Exercise directions -> Extract all lines that hold the string "screenshot".

Dataset rows ->
-- -- --
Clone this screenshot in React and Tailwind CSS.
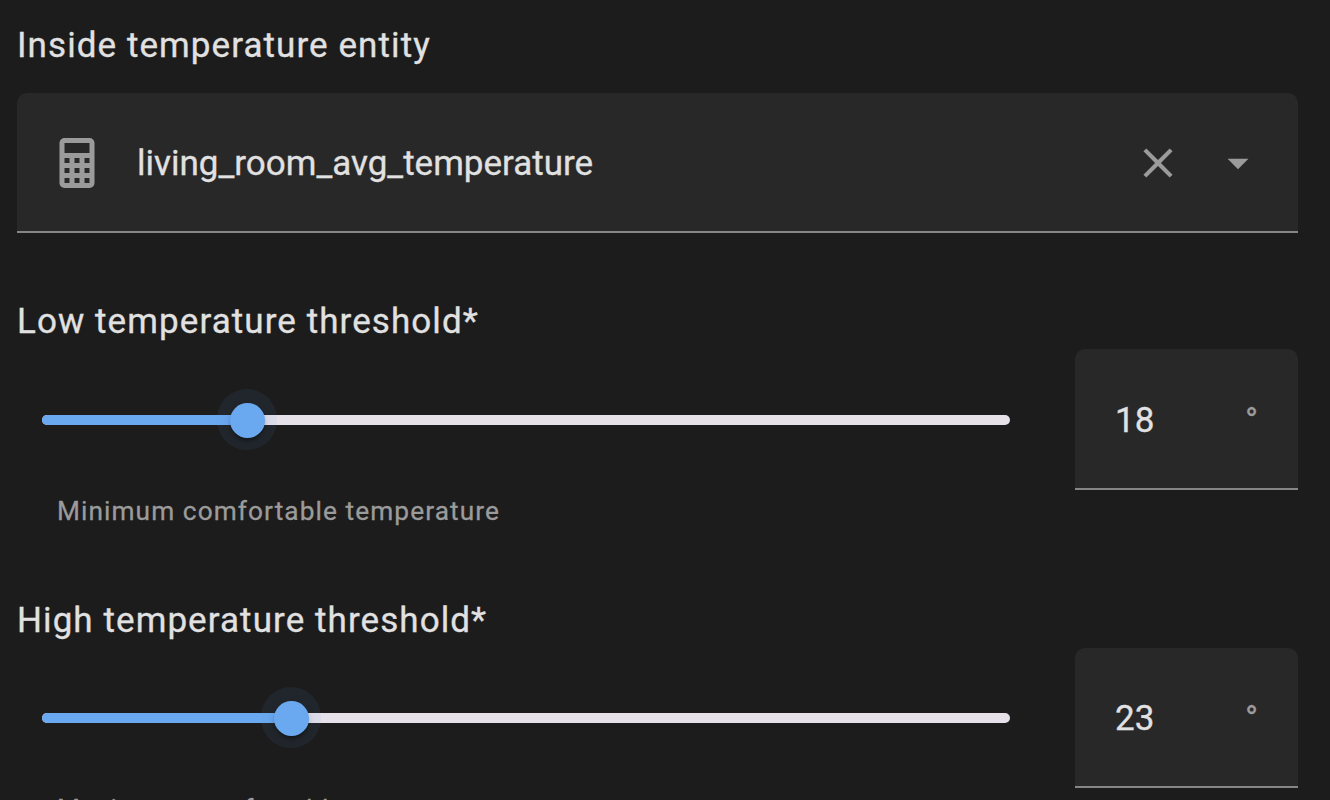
-- -- --
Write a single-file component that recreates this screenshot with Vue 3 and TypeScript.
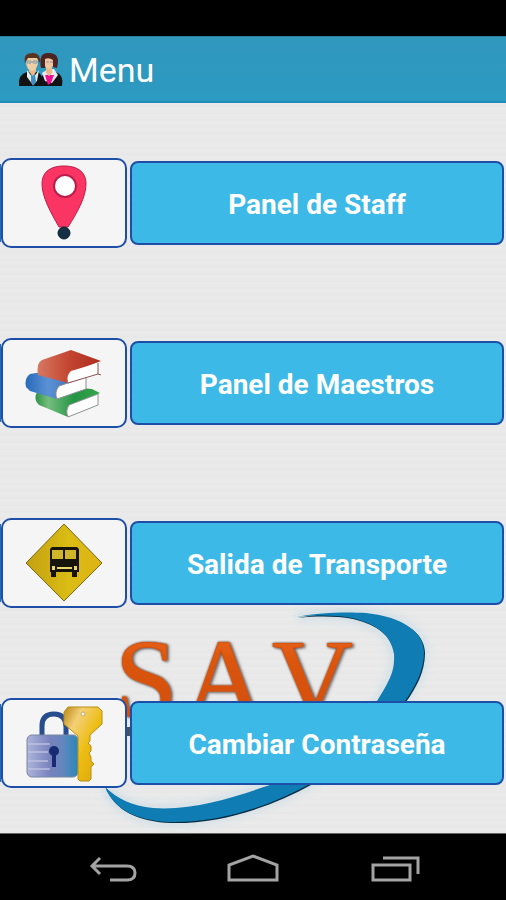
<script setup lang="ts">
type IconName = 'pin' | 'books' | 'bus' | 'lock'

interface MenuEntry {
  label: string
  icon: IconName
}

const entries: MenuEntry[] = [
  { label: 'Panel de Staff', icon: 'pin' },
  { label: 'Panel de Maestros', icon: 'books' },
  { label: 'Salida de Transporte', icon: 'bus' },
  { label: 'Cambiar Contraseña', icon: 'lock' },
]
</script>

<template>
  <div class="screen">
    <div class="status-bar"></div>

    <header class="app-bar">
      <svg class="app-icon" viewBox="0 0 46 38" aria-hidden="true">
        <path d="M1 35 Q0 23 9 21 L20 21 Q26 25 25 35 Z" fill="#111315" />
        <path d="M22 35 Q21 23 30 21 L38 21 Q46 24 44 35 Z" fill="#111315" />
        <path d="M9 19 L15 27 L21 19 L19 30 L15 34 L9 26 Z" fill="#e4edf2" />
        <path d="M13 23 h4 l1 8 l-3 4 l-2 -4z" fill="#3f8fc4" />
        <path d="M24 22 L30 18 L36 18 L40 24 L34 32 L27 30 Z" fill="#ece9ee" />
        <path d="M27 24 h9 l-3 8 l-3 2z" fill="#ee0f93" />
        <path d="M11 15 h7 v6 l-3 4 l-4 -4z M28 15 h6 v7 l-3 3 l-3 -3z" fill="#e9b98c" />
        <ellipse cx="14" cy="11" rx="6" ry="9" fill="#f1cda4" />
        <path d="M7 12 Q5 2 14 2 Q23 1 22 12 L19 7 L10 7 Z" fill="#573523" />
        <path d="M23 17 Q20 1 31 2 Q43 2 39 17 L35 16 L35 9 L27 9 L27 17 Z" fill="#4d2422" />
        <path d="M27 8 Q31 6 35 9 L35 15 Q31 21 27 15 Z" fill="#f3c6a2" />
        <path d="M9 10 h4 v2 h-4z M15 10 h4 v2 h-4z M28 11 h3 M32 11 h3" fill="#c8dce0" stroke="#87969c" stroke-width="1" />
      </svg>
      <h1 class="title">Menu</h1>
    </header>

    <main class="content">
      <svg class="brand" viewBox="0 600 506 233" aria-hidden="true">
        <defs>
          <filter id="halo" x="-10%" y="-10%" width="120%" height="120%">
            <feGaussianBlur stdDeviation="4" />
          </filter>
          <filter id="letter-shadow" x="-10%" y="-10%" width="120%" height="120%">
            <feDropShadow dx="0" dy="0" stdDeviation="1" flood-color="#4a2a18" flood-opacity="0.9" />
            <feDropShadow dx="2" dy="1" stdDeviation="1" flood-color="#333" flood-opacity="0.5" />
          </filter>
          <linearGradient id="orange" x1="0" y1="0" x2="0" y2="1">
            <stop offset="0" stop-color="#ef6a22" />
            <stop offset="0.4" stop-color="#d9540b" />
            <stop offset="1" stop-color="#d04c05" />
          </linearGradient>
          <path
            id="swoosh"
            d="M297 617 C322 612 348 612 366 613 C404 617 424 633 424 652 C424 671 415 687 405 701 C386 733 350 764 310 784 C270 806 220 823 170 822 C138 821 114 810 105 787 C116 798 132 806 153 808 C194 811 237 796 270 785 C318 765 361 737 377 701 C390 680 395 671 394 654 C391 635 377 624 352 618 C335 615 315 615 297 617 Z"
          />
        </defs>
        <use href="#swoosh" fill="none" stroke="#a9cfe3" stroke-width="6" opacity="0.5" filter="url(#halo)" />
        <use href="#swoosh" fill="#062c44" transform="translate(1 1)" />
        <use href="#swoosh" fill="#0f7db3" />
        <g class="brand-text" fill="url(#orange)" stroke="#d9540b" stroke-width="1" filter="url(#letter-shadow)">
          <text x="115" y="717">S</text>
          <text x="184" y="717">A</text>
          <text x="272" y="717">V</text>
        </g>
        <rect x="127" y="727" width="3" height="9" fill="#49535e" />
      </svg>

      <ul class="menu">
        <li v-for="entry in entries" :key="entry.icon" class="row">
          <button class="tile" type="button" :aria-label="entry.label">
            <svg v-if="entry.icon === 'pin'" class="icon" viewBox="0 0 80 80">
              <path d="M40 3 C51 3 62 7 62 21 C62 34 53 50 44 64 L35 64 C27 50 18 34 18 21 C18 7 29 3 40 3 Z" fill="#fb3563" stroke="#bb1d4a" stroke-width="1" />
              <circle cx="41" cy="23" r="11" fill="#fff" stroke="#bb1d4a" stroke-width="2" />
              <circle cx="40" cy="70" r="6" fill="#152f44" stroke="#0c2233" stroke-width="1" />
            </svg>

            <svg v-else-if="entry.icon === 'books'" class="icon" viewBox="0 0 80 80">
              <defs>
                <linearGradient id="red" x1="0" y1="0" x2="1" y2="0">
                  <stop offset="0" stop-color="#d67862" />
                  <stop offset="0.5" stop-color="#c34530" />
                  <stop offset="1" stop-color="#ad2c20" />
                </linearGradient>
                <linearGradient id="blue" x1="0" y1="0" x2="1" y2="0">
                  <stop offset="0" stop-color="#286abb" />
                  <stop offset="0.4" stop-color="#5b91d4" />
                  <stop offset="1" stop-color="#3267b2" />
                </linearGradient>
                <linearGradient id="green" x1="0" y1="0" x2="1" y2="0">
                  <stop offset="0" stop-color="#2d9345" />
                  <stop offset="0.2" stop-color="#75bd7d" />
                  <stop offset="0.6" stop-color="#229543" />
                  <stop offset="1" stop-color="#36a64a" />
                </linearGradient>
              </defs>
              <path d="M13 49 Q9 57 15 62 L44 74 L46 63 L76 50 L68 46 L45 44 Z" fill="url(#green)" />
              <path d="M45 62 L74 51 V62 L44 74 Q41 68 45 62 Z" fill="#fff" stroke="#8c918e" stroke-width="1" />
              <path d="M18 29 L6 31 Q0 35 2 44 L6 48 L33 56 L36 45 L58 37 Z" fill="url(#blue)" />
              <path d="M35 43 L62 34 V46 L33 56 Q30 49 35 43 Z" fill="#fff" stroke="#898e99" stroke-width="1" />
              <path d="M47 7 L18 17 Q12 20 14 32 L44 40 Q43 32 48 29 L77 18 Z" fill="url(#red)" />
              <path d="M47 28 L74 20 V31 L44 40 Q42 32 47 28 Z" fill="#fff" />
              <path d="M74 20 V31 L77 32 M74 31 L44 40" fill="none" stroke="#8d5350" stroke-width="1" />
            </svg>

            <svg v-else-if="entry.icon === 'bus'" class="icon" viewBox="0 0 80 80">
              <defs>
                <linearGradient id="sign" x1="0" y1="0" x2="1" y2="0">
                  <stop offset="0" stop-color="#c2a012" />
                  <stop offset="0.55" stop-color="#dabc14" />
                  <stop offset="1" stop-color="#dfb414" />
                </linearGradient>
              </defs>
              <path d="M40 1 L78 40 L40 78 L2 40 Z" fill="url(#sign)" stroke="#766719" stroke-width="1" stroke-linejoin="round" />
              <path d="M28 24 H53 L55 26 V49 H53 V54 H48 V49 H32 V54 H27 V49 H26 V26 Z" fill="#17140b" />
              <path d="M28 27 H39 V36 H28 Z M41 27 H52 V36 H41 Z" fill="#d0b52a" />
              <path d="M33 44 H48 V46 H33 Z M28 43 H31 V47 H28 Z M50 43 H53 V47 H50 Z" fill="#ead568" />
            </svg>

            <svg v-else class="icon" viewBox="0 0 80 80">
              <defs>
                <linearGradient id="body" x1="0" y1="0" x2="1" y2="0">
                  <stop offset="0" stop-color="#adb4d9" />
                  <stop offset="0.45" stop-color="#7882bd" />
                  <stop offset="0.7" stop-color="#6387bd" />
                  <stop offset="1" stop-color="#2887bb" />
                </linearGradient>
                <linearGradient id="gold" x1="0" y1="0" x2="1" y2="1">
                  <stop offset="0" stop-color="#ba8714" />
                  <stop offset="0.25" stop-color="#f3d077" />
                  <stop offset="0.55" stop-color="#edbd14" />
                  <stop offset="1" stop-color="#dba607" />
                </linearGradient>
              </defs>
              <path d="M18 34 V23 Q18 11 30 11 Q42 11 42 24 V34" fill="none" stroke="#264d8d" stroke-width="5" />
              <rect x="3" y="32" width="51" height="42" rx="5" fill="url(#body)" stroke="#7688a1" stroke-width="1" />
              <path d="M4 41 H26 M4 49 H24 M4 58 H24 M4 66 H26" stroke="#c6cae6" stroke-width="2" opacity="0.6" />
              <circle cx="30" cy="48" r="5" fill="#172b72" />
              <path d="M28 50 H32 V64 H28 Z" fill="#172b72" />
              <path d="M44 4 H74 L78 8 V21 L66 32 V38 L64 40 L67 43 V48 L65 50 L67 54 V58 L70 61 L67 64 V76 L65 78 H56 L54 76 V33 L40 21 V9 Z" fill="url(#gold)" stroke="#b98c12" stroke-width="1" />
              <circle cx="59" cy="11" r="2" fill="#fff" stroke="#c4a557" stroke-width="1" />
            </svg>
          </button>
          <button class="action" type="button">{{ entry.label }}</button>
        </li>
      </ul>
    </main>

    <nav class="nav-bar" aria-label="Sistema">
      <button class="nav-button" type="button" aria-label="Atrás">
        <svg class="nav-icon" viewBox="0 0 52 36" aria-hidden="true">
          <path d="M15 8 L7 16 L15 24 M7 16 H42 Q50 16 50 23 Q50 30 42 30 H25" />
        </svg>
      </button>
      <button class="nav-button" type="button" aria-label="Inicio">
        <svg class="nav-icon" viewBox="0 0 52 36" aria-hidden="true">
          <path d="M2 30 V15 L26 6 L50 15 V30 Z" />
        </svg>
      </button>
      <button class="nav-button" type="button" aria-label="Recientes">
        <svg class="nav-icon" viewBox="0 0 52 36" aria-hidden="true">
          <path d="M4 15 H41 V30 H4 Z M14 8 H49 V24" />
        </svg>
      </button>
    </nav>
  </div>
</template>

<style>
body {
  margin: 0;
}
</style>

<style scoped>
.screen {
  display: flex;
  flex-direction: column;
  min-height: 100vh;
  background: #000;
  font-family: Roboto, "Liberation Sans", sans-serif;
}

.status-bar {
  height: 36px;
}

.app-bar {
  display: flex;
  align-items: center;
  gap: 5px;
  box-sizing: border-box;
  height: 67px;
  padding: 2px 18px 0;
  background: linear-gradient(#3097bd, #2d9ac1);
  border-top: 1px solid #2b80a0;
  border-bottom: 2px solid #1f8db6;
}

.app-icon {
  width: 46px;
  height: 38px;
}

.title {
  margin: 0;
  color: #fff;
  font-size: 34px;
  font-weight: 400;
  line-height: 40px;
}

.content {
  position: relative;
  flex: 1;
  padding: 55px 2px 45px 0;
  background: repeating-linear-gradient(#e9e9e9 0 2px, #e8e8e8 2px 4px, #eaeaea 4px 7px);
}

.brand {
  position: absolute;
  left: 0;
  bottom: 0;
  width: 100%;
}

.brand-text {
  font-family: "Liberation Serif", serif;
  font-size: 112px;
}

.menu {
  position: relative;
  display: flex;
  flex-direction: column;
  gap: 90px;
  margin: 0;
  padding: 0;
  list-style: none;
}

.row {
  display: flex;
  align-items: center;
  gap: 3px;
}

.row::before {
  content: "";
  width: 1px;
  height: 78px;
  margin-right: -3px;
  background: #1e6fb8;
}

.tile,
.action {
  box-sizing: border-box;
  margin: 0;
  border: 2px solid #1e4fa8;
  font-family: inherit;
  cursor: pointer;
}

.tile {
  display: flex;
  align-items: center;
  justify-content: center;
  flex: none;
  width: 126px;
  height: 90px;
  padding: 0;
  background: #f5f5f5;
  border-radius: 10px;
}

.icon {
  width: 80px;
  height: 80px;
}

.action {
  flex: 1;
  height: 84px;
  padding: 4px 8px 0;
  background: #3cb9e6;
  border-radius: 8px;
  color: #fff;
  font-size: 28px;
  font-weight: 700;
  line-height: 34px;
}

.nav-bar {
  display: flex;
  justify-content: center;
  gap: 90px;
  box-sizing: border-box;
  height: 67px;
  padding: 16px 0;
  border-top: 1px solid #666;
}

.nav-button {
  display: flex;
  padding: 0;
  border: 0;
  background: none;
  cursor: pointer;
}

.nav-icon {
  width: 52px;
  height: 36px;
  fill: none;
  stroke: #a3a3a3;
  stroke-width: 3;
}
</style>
-- -- --
Exercise output ->
Clone this screenshot in React and Tailwind CSS.
Write a single-file component that recreates this screenshot with Vue 3 and TypeScript.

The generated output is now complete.